Note that actual functions names are chosen on deployment. Here they are mentioned under the default ones.

gaarf

Body:

  • script - an object with two fields query and name, where query contains an Ads query text (as alternative to providing it via the script_path query argument) and name is a name (normally base file name would use) used for target table with data retuned by the script
  • macro - an object with macros for ads queries

Query string:

  • ads_config_path - a path to Ads config, e.g. gs://bucket/path/to/google-ads.yaml, if not passed then a local file will be tried to used (should be deployed with the function)
  • script_path - a path to Ads query file, currently only GCS paths are supported, e.g. gs://bucket/path/to/file, it's mandatory if script/name were not provided via body
  • single_customer - true/false, pass true to prevent fetching child accounts for a given customer id (customer_id)
  • customer_id - customer id (CID), without '-', can be specified in google-ads.yaml as well, if so then can be omitted
  • bq_project_id - BigQuery project id for output
  • bq_dataset - BiQuery dataset id for output
  • bq_dataset_location - BigQuery dataset location

Returns:

  • A map of CID (customer account id) to row counts.

gaarf-bq

Body:

  • script - an object with two fields query and name, where query contains an Ads query text (as alternative to providing it via the script_path query argument) and name is a name (normally base file name would use) used for target table with data retuned by the script
  • macro - an object with macros for queries
  • sql - an object with sql parameters for queries

Query string:

  • project_id - a GCP project id
  • dataset_location - BigQuery dataset location

Returns:

  • an object with rowCount field with a row count if the script returned data, otherwise (the script is a DDL like create view) response is empty

gaarf-getcids

Query string:

  • ads_config_path - a path to Ads config, same as for gaarf
  • customer_id - customer id (CID), without '-', can be specified in google-ads.yaml as well, if so then can be omitted
  • customer_ids_query - custom Ads query to filter customer accounts expanded from customer_id, same as same-name argument for gaarf cli tool. Query's first column should be a customer id (CID)
  • customer_ids_batchsize - a size of batches into which account ids list will be split.
  • customer_ids_offset - an offset in the customer ids list resulted from the seed CIDs and optional query in customer_ids_query, it allows to implement an external batching.
  • flatten - flatten the list of customer ids. If customer_ids_offset is provided then the list will be a subset of CIDs otherwise it will be the whole list of accounts, ignoring batching (regadless of the customer_ids_batchsize's value) Body:
  • customer_ids_query - same as QueryString's argument as alternative

Returns: if no flatten specifiedd then the CF returns an object:

  • accounts - array of arrays with CIDs - i.e. CIDs grouped in batches, but if customer_ids_offset provided then there will be only one batch e.g. [1, 2, ..., 10_000] => [ [1, 2, ..., 5_000], [5_001, 10_000] ]
  • batchCount - number of batches (items in root array)
  • batchSize - number of ids per batch (items in nested arrays)

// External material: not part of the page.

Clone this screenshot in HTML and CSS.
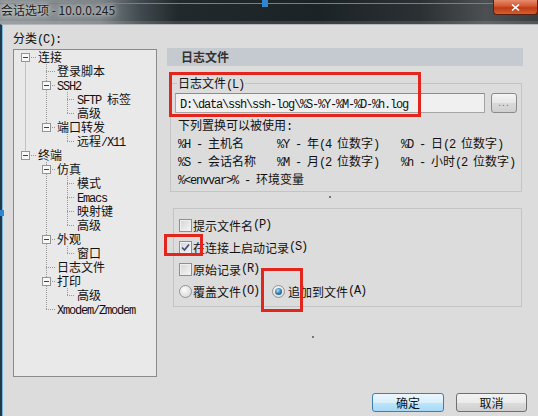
FILE: index.html
```html
<!DOCTYPE html>
<html lang="zh-CN">
<head>
<meta charset="utf-8">
<title>会话选项</title>
<link rel="stylesheet" href="styles.css">
</head>
<body>
<div class="window">
  <div class="titlebar">
    <span class="title">会话选项 - 10.0.0.245</span>
    <button class="close" aria-label="关闭">
      <svg width="9" height="7" viewBox="0 0 9 7"><path d="M1 0.5L8 6.5M8 0.5L1 6.5" stroke="#fff" stroke-width="1.6" fill="none"/></svg>
    </button>
  </div>
  <div class="client">
    <div class="top">
      <div class="left">
        <div class="cat-label">分类<span class="m">(C):</span></div>
        <div class="tree">
          <svg class="tree-lines" width="142" height="326" viewBox="0 0 142 326">
            <path class="dots" d="M11.5 7.5V105.5M32.5 14V77.5M53.5 42V63.5M53.5 84V91.5M32.5 112V259.5M53.5 126V175.5M53.5 196V203.5M53.5 238V245.5
              M11 7.5H22M11 105.5H22
              M32 21.5H41M32 35.5H41M32 77.5H41M32 119.5H41M32 189.5H41M32 217.5H41M32 231.5H41M32 259.5H41
              M53 49.5H61M53 63.5H61M53 91.5H61M53 133.5H61M53 147.5H61M53 161.5H61M53 175.5H61M53 203.5H61M53 245.5H61"/>
            <g class="exp">
              <rect x="7.5" y="3.5" width="8" height="8"/>
              <rect x="7.5" y="101.5" width="8" height="8"/>
              <rect x="28.5" y="31.5" width="8" height="8"/>
              <rect x="28.5" y="73.5" width="8" height="8"/>
              <rect x="28.5" y="115.5" width="8" height="8"/>
              <rect x="28.5" y="185.5" width="8" height="8"/>
              <rect x="28.5" y="227.5" width="8" height="8"/>
            </g>
            <path class="minus" d="M9 7.5H14M9 105.5H14M30 35.5H35M30 77.5H35M30 119.5H35M30 189.5H35M30 231.5H35"/>
          </svg>
          <ul class="tree-list">
            <li class="l0">连接</li>
            <li class="l1">登录脚本</li>
            <li class="l1"><span class="m">SSH2</span></li>
            <li class="l2"><span class="m">SFTP </span>标签</li>
            <li class="l2">高级</li>
            <li class="l1">端口转发</li>
            <li class="l2">远程<span class="m">/X11</span></li>
            <li class="l0">终端</li>
            <li class="l1">仿真</li>
            <li class="l2">模式</li>
            <li class="l2"><span class="m">Emacs</span></li>
            <li class="l2">映射键</li>
            <li class="l2">高级</li>
            <li class="l1">外观</li>
            <li class="l2">窗口</li>
            <li class="l1">日志文件</li>
            <li class="l1">打印</li>
            <li class="l2">高级</li>
            <li class="l1"><span class="m">Xmodem/Zmodem</span></li>
          </ul>
        </div>
      </div>
      <div class="right">
        <div class="header">日志文件</div>
        <fieldset class="group g1">
          <legend>日志文件<span class="m">(L)</span></legend>
          <div class="file-row">
            <div class="input"><span class="m">D:\data\ssh\ssh-log\%S-%Y-%M-%D-%h.log</span></div>
            <button class="browse">...</button>
          </div>
          <div class="hint">下列置换可以被使用<span class="m">:</span></div>
          <div class="subs">
            <div><span class="m">%H - </span>主机名</div>
            <div><span class="m">%Y - </span>年<span class="m">(4 </span>位数字<span class="m">)</span></div>
            <div><span class="m">%D - </span>日<span class="m">(2 </span>位数字<span class="m">)</span></div>
            <div><span class="m">%S - </span>会话名称</div>
            <div><span class="m">%M - </span>月<span class="m">(2 </span>位数字<span class="m">)</span></div>
            <div><span class="m">%h - </span>小时<span class="m">(2 </span>位数字<span class="m">)</span></div>
            <div class="wide"><span class="m">%&lt;envvar&gt;% - </span>环境变量</div>
          </div>
        </fieldset>
        <fieldset class="group g2">
          <div class="opt"><span class="cb"></span>提示文件名<span class="m">(P)</span></div>
          <div class="opt"><span class="cb"><svg width="11" height="11" viewBox="0 0 11 11"><path d="M2 5.5L4.5 8L9 2.5" stroke="#3f4f78" stroke-width="1.7" fill="none"/></svg></span>在连接上启动记录<span class="m">(S)</span></div>
          <div class="opt"><span class="cb"></span>原始记录<span class="m">(R)</span></div>
          <div class="opt">
            <span class="rb"></span>覆盖文件<span class="m">(O)</span>
            <span class="rb on second"></span>追加到文件<span class="m">(A)</span>
          </div>
        </fieldset>
      </div>
    </div>
    <div class="buttons">
      <button class="btn btn-ok">确定</button>
      <button class="btn btn-cancel">取消</button>
    </div>
  </div>

  <span class="handle h-top"></span>
  <span class="handle h-left"></span>
  <span class="speck s1"></span>
  <span class="speck s2"></span>
  <span class="anno a1"></span>
  <span class="anno a2"></span>
  <span class="anno a3"></span>
</div>
</body>
</html>
```

FILE: styles.css
```css
* { box-sizing: border-box; }
html, body { margin: 0; padding: 0; }
body {
  width: 538px;
  height: 416px;
  overflow: hidden;
  background: #dcdcdc;
  font-family: "Noto Sans CJK SC", "Liberation Sans", sans-serif;
  font-size: 12px;
  color: #111;
}
.m {
  font-family: "Liberation Mono", "DejaVu Sans Mono", monospace;
  font-size: 12px;
  letter-spacing: -1.2px;
  white-space: pre;
}
.window {
  position: relative;
  width: 538px;
  height: 416px;
  display: flex;
  flex-direction: column;
  background: #dcdcdc;
}

/* title bar */
.titlebar {
  height: 24px;
  flex: none;
  display: flex;
  justify-content: space-between;
  align-items: flex-start;
  background:
    linear-gradient(to bottom, transparent 3px, #3d8fd4 3px, #3d8fd4 4px, transparent 4px, transparent 21px, rgba(255,255,255,0.12) 21px),
    linear-gradient(90deg, #8d9497 0, #7a8286 100px, #414a4e 140px, #22292d 178px, #1c2327 320px, #2b3033 420px, #4d5052 486px, #3a3d40 538px);
}
.title {
  padding: 2px 0 0 1px;
  line-height: 16px;
  color: #1e1e1e;
  white-space: nowrap;
  text-shadow: 0 0 4px #e6e6e6, 0 0 8px #cfcfcf;
}
.close {
  width: 45px;
  height: 15px;
  padding: 0;
  border: 1px solid #5b2010;
  border-top: none;
  border-radius: 0 0 4px 4px;
  background: linear-gradient(#e68c6c, #d35531 45%, #c03a15 55%, #d4602e);
  display: flex;
  align-items: center;
  justify-content: center;
}

/* client area */
.client {
  flex: 1;
  display: flex;
  flex-direction: column;
  border-left: 2px solid #22394a;
  border-top: 1px solid #b5b8ba;
  box-shadow: inset 1px 0 0 #7cb8de;
  padding: 6px 11px 4px 11px;
}
.top {
  display: flex;
  gap: 10px;
  height: 346px;
  flex: none;
}
.left {
  width: 144px;
  flex: none;
  display: flex;
  flex-direction: column;
}
.cat-label {
  height: 14px;
  line-height: 14px;
  margin-bottom: 4px;
}
.tree {
  position: relative;
  height: 328px;
  border: 1px solid #8b8b8b;
  background: #e9e9e9;
}
.tree-lines {
  position: absolute;
  left: 0;
  top: 0;
}
.tree-lines .dots {
  fill: none;
  stroke: #9a9a9a;
  stroke-width: 1;
  stroke-dasharray: 1 1;
}
.tree-lines .exp rect {
  fill: #f7f7f7;
  stroke: #959595;
  stroke-width: 1;
}
.tree-lines .minus {
  fill: none;
  stroke: #404040;
  stroke-width: 1;
}
.tree-list {
  position: relative;
  list-style: none;
  margin: 0;
  padding: 0;
}
.tree-list li {
  height: 14px;
  line-height: 14px;
  white-space: nowrap;
}
.tree-list .l0 { padding-left: 24px; }
.tree-list .l1 { padding-left: 43px; }
.tree-list .l2 { padding-left: 63px; }

/* right panel */
.right {
  width: 356px;
  flex: none;
  display: flex;
  flex-direction: column;
}
.header {
  margin-top: 17px;
  height: 18px;
  line-height: 18px;
  padding-left: 14px;
  background: #c5cad1;
  font-weight: bold;
  color: #333;
}
fieldset.group {
  min-width: 0;
  border: 1px solid #c4c4c4;
}
.g1 {
  margin: 10px 1px 0 3px;
  padding: 3px 4px 3px 4px;
}
.g1 legend {
  margin-left: 2px;
  padding: 0 1px;
  line-height: 14px;
  height: 14px;
}
.file-row {
  display: flex;
  gap: 6px;
  align-items: flex-start;
}
.input {
  width: 310px;
  height: 20px;
  border: 1px solid #a6a6a6;
  border-top-color: #8c8c8c;
  background: #f0f0f0;
  padding-left: 4px;
  line-height: 18px;
  white-space: nowrap;
}
.browse {
  width: 26px;
  height: 20px;
  padding: 0;
  border: 1px solid #8a8a8a;
  border-radius: 3px;
  background: linear-gradient(#f4f4f4, #e6e6e6 50%, #d9d9d9 50%, #d0d0d0);
  font-family: "Liberation Sans", sans-serif;
  font-size: 10px;
  line-height: 14px;
  color: #707070;
  letter-spacing: 1px;
}
.hint {
  margin: 5px 0 0 3px;
  height: 14px;
  line-height: 14px;
}
.subs {
  margin: 2px 0 0 3px;
  display: grid;
  grid-template-columns: 99px 124px auto;
  grid-auto-rows: 18px;
  line-height: 18px;
  white-space: nowrap;
}
.subs .wide { grid-column: 1 / -1; }

.g2 {
  margin: 16px 1px 0 6px;
  padding: 5px 4px 4px 5px;
}
.opt {
  height: 22px;
  display: flex;
  align-items: center;
  white-space: nowrap;
}
.cb {
  width: 13px;
  height: 13px;
  flex: none;
  margin-right: 1px;
  border: 1px solid #8f8f8f;
  background: linear-gradient(135deg, #d4d4d4, #f6f6f6);
  box-shadow: inset 0 0 0 1px #efefef;
  display: flex;
  align-items: center;
  justify-content: center;
}
.rb {
  width: 13px;
  height: 13px;
  flex: none;
  margin-right: 1px;
  border-radius: 50%;
  border: 1px solid #949494;
  background: radial-gradient(circle at 40% 35%, #fbfbfb, #d2d2d2);
  display: flex;
  align-items: center;
  justify-content: center;
}
.rb.second {
  margin-left: 13px;
  margin-right: 3px;
}
.rb.on::after {
  content: "";
  width: 7px;
  height: 7px;
  border-radius: 50%;
  background: radial-gradient(circle at 40% 35%, #a8def6, #2d77a8 55%, #1a4c70);
}

/* dialog buttons */
.buttons {
  margin-top: 16px;
  display: flex;
  justify-content: flex-end;
  gap: 12px;
}
.btn {
  height: 19px;
  padding: 0;
  border-radius: 3px;
  font-family: "Noto Sans CJK SC", sans-serif;
  font-size: 12px;
  line-height: 17px;
  color: #111;
}
.btn-ok {
  width: 72px;
  border: 1px solid #3c7fb1;
  background: linear-gradient(#eaf6fd, #d9f0fc 50%, #bee6fd 50%, #a7d9f5);
}
.btn-cancel {
  width: 71px;
  border: 1px solid #707070;
  background: linear-gradient(#f2f2f2, #ebebeb 50%, #dddddd 50%, #cfcfcf);
}

/* overlays: editor handles, specks and red annotation boxes */
.handle {
  position: absolute;
  background: #2f86d0;
}
.h-top { left: 262px; top: 0; width: 6px; height: 7px; }
.h-left { left: 0; top: 210px; width: 4px; height: 6px; }
.speck {
  position: absolute;
  width: 2px;
  height: 2px;
  background: #555;
  border-radius: 1px;
}
.s1 { left: 329px; top: 196px; }
.s2 { left: 312px; top: 336px; }
.anno {
  position: absolute;
  border: 3px solid #e3261d;
}
.a1 { left: 169px; top: 72px; width: 252px; height: 45px; }
.a2 { left: 164px; top: 234px; width: 39px; height: 22px; }
.a3 { left: 261px; top: 268px; width: 42px; height: 44px; }
```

If flatten provided then respose is simply an array with CIDs

gaarf-bq-view

Query string:

  • project_id - a GCP project id
  • dataset - BiQuery dataset id
  • dataset_location - BigQuery dataset location
  • script_path - a path to Ads query file to get table id from (file base name will be used)
  • table - table id, not needed if script_path is specified

Deployment

For deployment we recommend using our interactive generator create-gaarf-wf. It greatly simplifies deployment. As a result it creates a bunch of shell scripts that reviewed here.

Common deployment scripts are:

  • deploy-queries.sh - copy queries and google-ads.yaml to GCS (where they will be picked up by the workflow during execution)
  • deploy-wf.sh - deploy Cloud functions and Cloud workflow
  • schedule-wf.sh - create a schedule job with parameters
  • run-wf.sh - execute workflow synchronously with the same parameters as the job

For deployment of all components you can use the setup.sh script with an argument with a name of your project. Providing you supplied a name "myproject" the script will deploy functions with base name "myproject" ("myproject-bq", "myproject-getcids", "myproject-bq-view") and a workflow "myproject-wf". You can always customize names and other settings for components by adjusting setup.sh scripts in components' folders.